Interface markup and scripts

________________

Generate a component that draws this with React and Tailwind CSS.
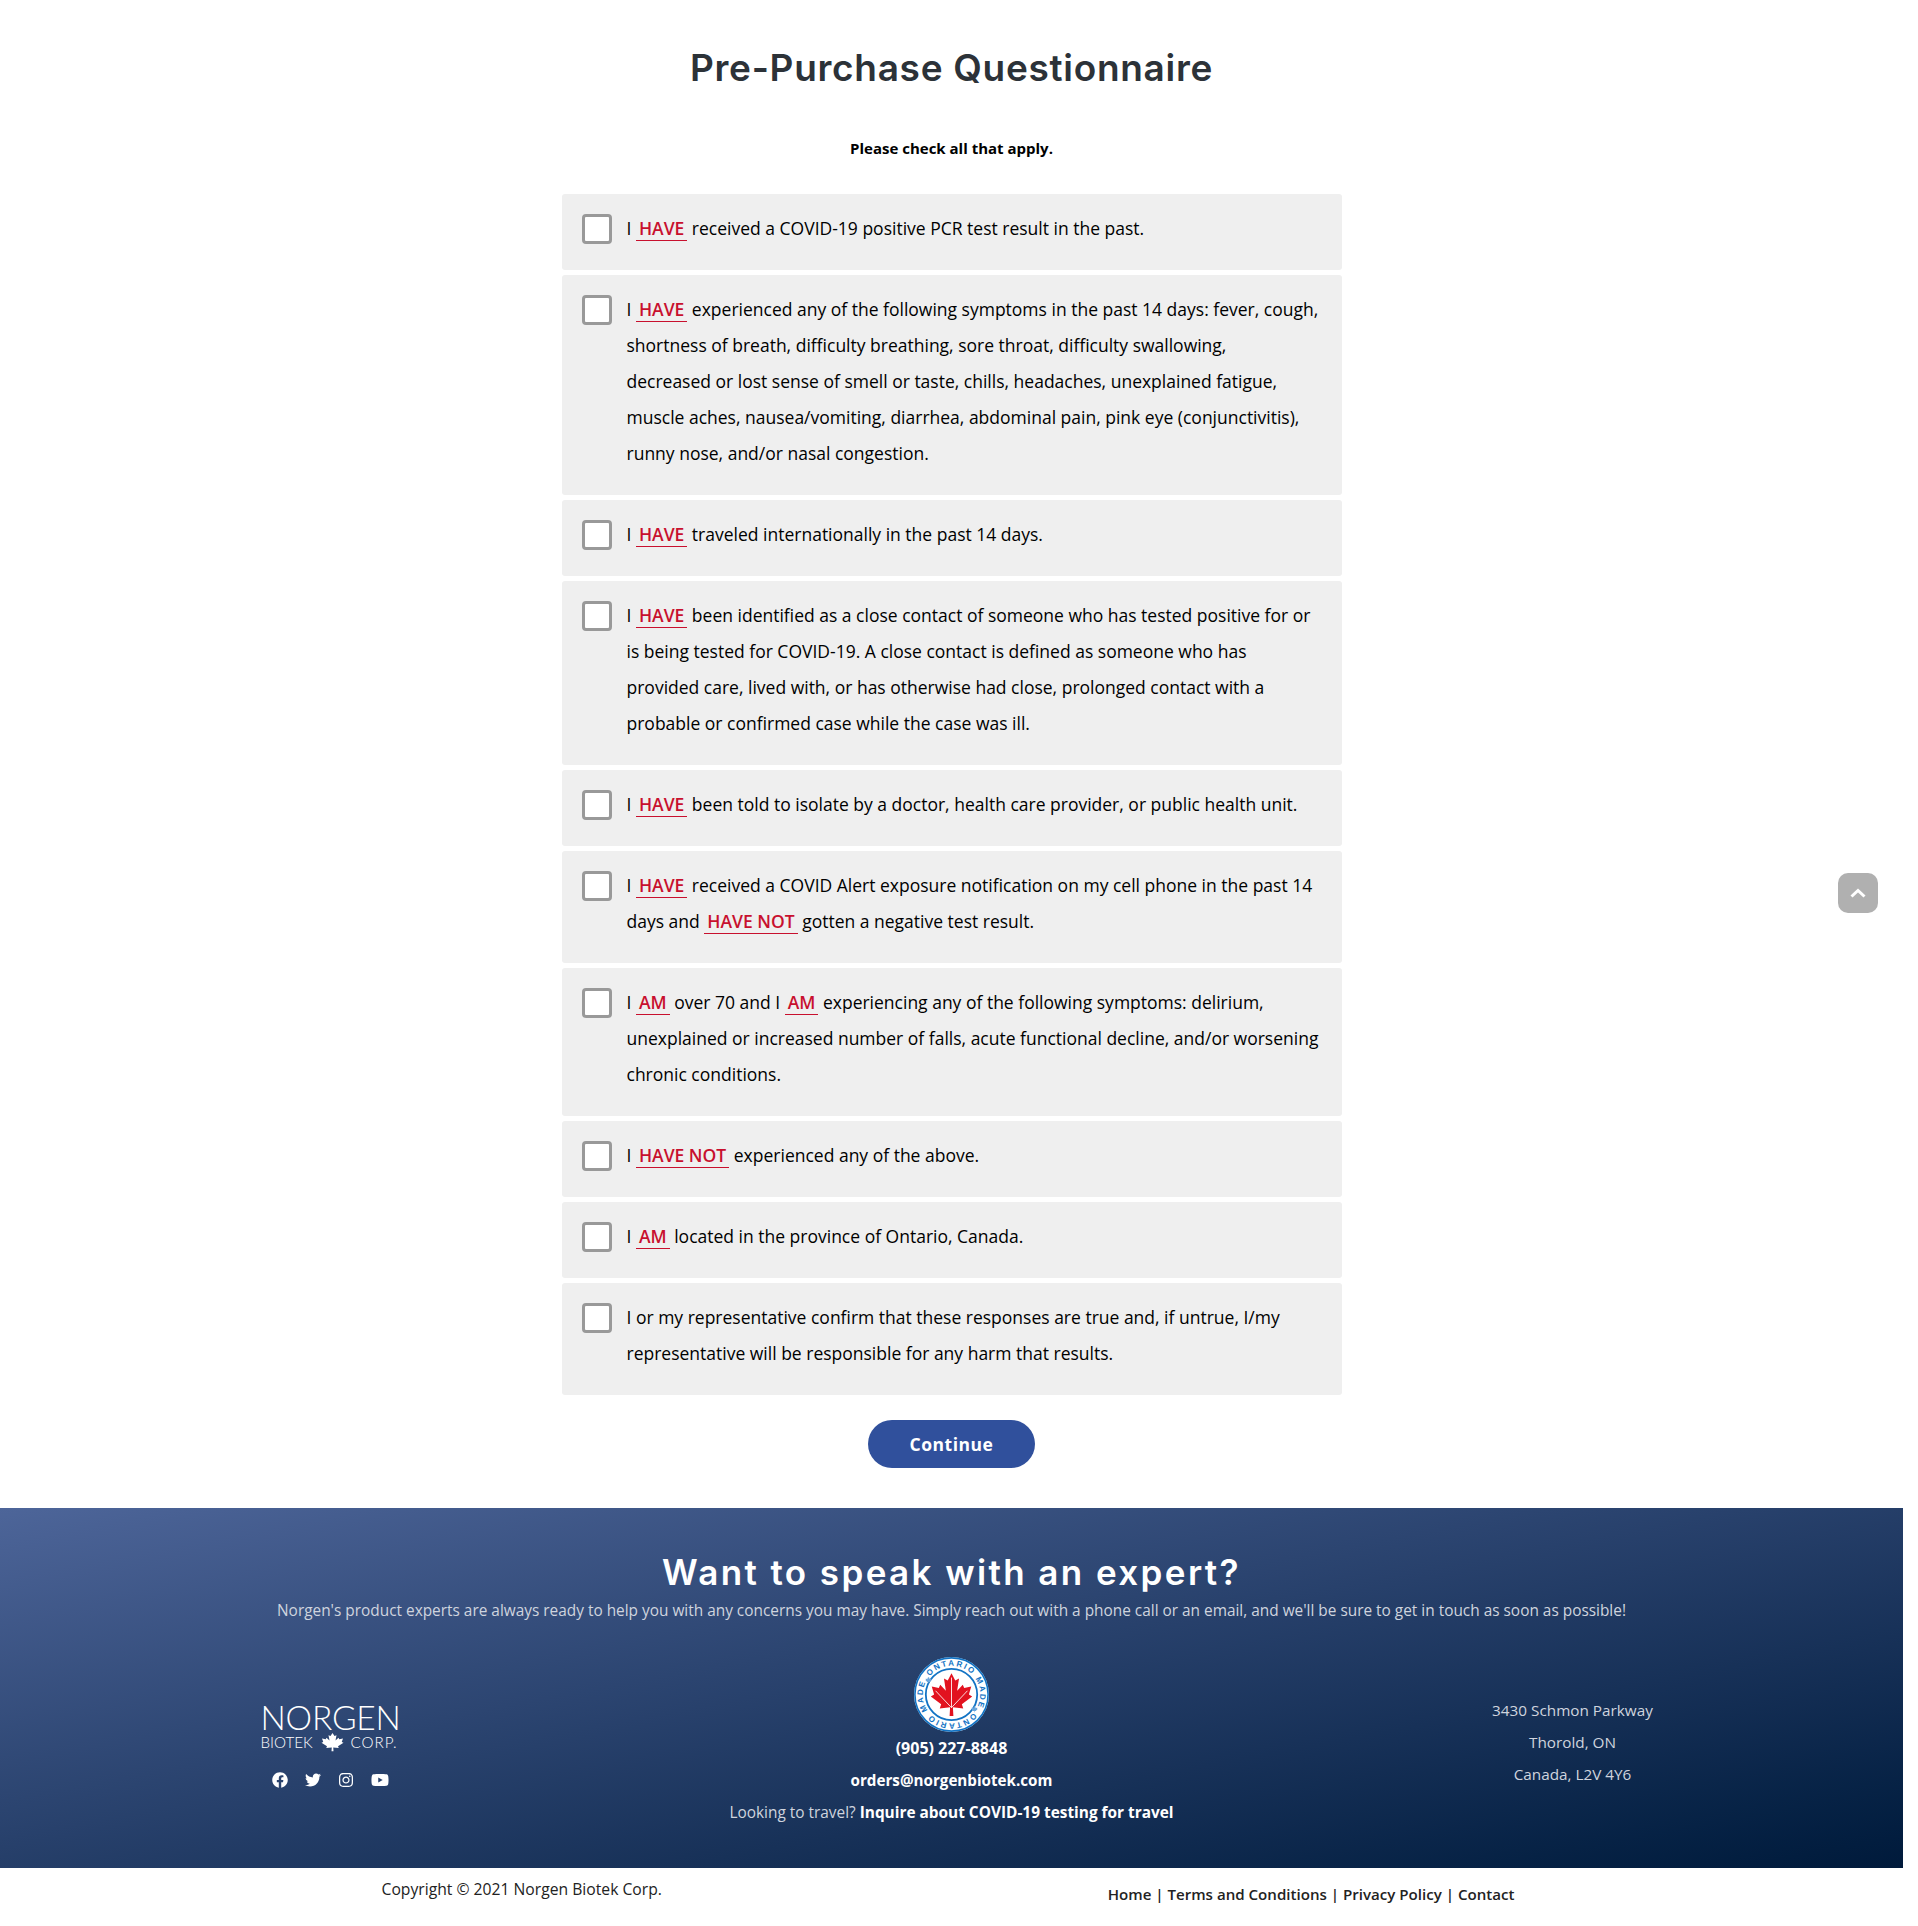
import { FaFacebook, FaTwitter, FaInstagram, FaYoutube } from 'react-icons/fa';

const leafPoints =
  '50,5 58,20 66,16 62,42 74,29 77,36 92,33 87,50 94,54 72,71 75,80 53,77 54,96 46,96 47,77 25,80 28,71 6,54 13,50 8,33 23,36 26,29 38,42 34,16 42,20';

function Key({ children }) {
  return (
    <span className="inline-block border-b border-[#c8102e] px-[3px] leading-[24px] font-semibold text-[#c8102e]">
      {children}
    </span>
  );
}

const questions = [
  [<>I <Key>HAVE</Key> received a COVID-19 positive PCR test result in the past.</>],
  [
    <>I <Key>HAVE</Key> experienced any of the following symptoms in the past 14 days: fever, cough,</>,
    'shortness of breath, difficulty breathing, sore throat, difficulty swallowing,',
    'decreased or lost sense of smell or taste, chills, headaches, unexplained fatigue,',
    'muscle aches, nausea/vomiting, diarrhea, abdominal pain, pink eye (conjunctivitis),',
    'runny nose, and/or nasal congestion.',
  ],
  [<>I <Key>HAVE</Key> traveled internationally in the past 14 days.</>],
  [
    <>I <Key>HAVE</Key> been identified as a close contact of someone who has tested positive for or</>,
    'is being tested for COVID-19. A close contact is defined as someone who has',
    'provided care, lived with, or has otherwise had close, prolonged contact with a',
    'probable or confirmed case while the case was ill.',
  ],
  [<>I <Key>HAVE</Key> been told to isolate by a doctor, health care provider, or public health unit.</>],
  [
    <>I <Key>HAVE</Key> received a COVID Alert exposure notification on my cell phone in the past 14</>,
    <>days and <Key>HAVE NOT</Key> gotten a negative test result.</>,
  ],
  [
    <>I <Key>AM</Key> over 70 and I <Key>AM</Key> experiencing any of the following symptoms: delirium,</>,
    'unexplained or increased number of falls, acute functional decline, and/or worsening',
    'chronic conditions.',
  ],
  [<>I <Key>HAVE NOT</Key> experienced any of the above.</>],
  [<>I <Key>AM</Key> located in the province of Ontario, Canada.</>],
  [
    'I or my representative confirm that these responses are true and, if untrue, I/my',
    'representative will be responsible for any harm that results.',
  ],
];

function MapleLeaf({ className }) {
  return (
    <svg viewBox="0 0 100 100" className={className} fill="currentColor" preserveAspectRatio="none">
      <polygon points={leafPoints} />
    </svg>
  );
}

function RingText() {
  return (
    <text fontFamily="Liberation Sans, sans-serif" fontSize="8" fontWeight="700" fill="#1273c4">
      <textPath href="#badgeRing" textLength="82" lengthAdjust="spacing">ONTARIO MADE</textPath>
    </text>
  );
}

function OntarioBadge() {
  return (
    <svg viewBox="0 0 75 75" className="h-[75px] w-[75px]">
      <defs>
        <path id="badgeRing" d="M15.67 19.18 A28.5 28.5 0 1 1 59.33 55.82 A28.5 28.5 0 1 1 15.67 19.18" />
      </defs>
      <circle cx="37.5" cy="37.5" r="37.5" fill="#fff" />
      <circle cx="37.5" cy="37.5" r="36.6" fill="none" stroke="#1273c4" strokeWidth="1.6" />
      <circle cx="37.5" cy="37.5" r="25.7" fill="none" stroke="#1273c4" strokeWidth="1.8" />
      <RingText />
      <g transform="rotate(180 37.5 37.5)">
        <RingText />
      </g>
      <g transform="translate(57 48.5) scale(0.07)" fill="#6aa6dc">
        <polygon points={leafPoints} />
      </g>
      <g transform="translate(11 19.5) scale(0.07)" fill="#6aa6dc">
        <polygon points={leafPoints} />
      </g>
      <g transform="translate(14 14) scale(0.47)">
        <polygon points={leafPoints} fill="#e2121f" />
        <path d="M50 78V14M50 78 16 42M50 78 84 42" stroke="#fff" strokeWidth="1.8" fill="none" />
      </g>
    </svg>
  );
}

export default function App() {
  return (
    <div className='relative w-[1903px] bg-white font-["Open_Sans",sans-serif]'>
      <main className="flex flex-col items-center">
        <h1 className='mt-[44px] font-["Inter",sans-serif] text-[37px] leading-[48px] font-semibold tracking-[0.7px] text-[#2c3238]'>
          Pre-Purchase Questionnaire
        </h1>
        <p className="mt-[44px] text-[15px] leading-[24px] font-bold text-black">Please check all that apply.</p>
        <div className="mt-[34px] flex w-[780px] flex-col gap-[5px]">
          {questions.map((lines, i) => (
            <label key={i} className="flex gap-[15px] rounded-[3px] bg-[#efefef] px-[20px] pt-[20px] pb-[24px]">
              <span className="h-[30px] w-[30px] shrink-0 rounded-[4px] border-[3px] border-[#999] bg-white" />
              <span className="-mt-[4px] text-[17.5px] leading-[36px] text-black">
                {lines.map((line, j) => (
                  <span key={j} className="block whitespace-nowrap">{line}</span>
                ))}
              </span>
            </label>
          ))}
        </div>
        <button className="mt-[25px] mb-[40px] h-[48px] w-[167px] rounded-full bg-[#30509c] text-[17.5px] font-bold tracking-[0.5px] text-white">
          Continue
        </button>
      </main>

      <footer className="h-[360px] bg-linear-to-br from-[#4d6599] to-[#001a3b] pt-[42px] text-center">
        <h2 className='font-["Inter",sans-serif] text-[35px] leading-[44px] font-semibold tracking-[2.4px] text-white'>
          Want to speak with an expert?
        </h2>
        <p className="mt-[4px] text-[15.4px] leading-[26px] text-[#cfd4de]">
          Norgen's product experts are always ready to help you with any concerns you may have. Simply reach out with a phone call or an email, and we'll be sure to get in touch as soon as possible!
        </p>
        <div className="mt-[32px] grid grid-cols-3 px-[20px]">
          <div className="flex flex-col items-center pt-[45px]">
            <div className='mr-[3px] w-[137px] font-["Lato",sans-serif] font-light text-white'>
              <div className="text-[33.5px] leading-[32px] tracking-[-0.2px]">NORGEN</div>
              <div className="-mt-[1px] flex items-center justify-between text-[15.2px] leading-[18px]">
                <span>BIOTEK</span>
                <MapleLeaf className="ml-[2px] h-[20px] w-[25px]" />
                <span className="tracking-[1px]">CORP.</span>
              </div>
            </div>
            <div className="mt-[19px] flex items-center gap-[17px] text-[16px] text-white">
              <FaFacebook />
              <FaTwitter />
              <FaInstagram />
              <FaYoutube className="text-[18px]" />
            </div>
          </div>
          <div className="flex flex-col items-center pt-[1px]">
            <OntarioBadge />
            <div className="text-[16px] leading-[32px] font-bold text-white">(905) 227-8848</div>
            <div className="text-[15.2px] leading-[32px] font-bold text-white">orders@norgenbiotek.com</div>
            <div className="text-[15.4px] leading-[34px] text-[#cfd4de]">
              Looking to travel? <span className="font-bold text-white">Inquire about COVID-19 testing for travel</span>
            </div>
          </div>
          <div className="pt-[38px] text-[15.3px] leading-[32px] text-[#cfd4de]">
            <div>3430 Schmon Parkway</div>
            <div>Thorold, ON</div>
            <div>Canada, L2V 4Y6</div>
          </div>
        </div>
      </footer>

      <div className="mx-auto flex h-[58px] w-[1170px] justify-between px-[15px] text-[#222]">
        <span className="pt-[9px] text-[15.7px] leading-[24px]">Copyright © 2021 Norgen Biotek Corp.</span>
        <span className="mr-[7px] pt-[14px] text-[15.1px] leading-[24px] font-semibold">Home | Terms and Conditions | Privacy Policy | Contact</span>
      </div>

      <button className="absolute top-[873px] right-[25px] flex h-[40px] w-[40px] items-center justify-center rounded-[10px] bg-[#b0b0b0]">
        <svg viewBox="0 0 16 16" className="h-[16px] w-[16px]" fill="none" stroke="#fff" strokeWidth="3">
          <path d="M1.5 11.5 8 5.5l6.5 6" />
        </svg>
      </button>
    </div>
  );
}
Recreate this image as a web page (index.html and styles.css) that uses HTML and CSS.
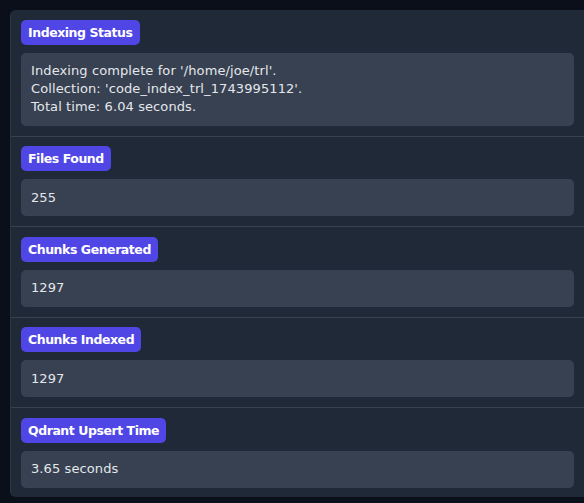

________________

• [Request]: Isolate each line of the listing above that includes "with". Copy it.

• [Answer to this exercise]:
Generate a component that draws this with React and Tailwind CSS.
    'provided care, lived with, or has otherwise had close, prolonged contact with a',
          Want to speak with an expert?
          Norgen's product experts are always ready to help you with any concerns you may have. Simply reach out with a phone call or an email, and we'll be sure to get in touch as soon as possible!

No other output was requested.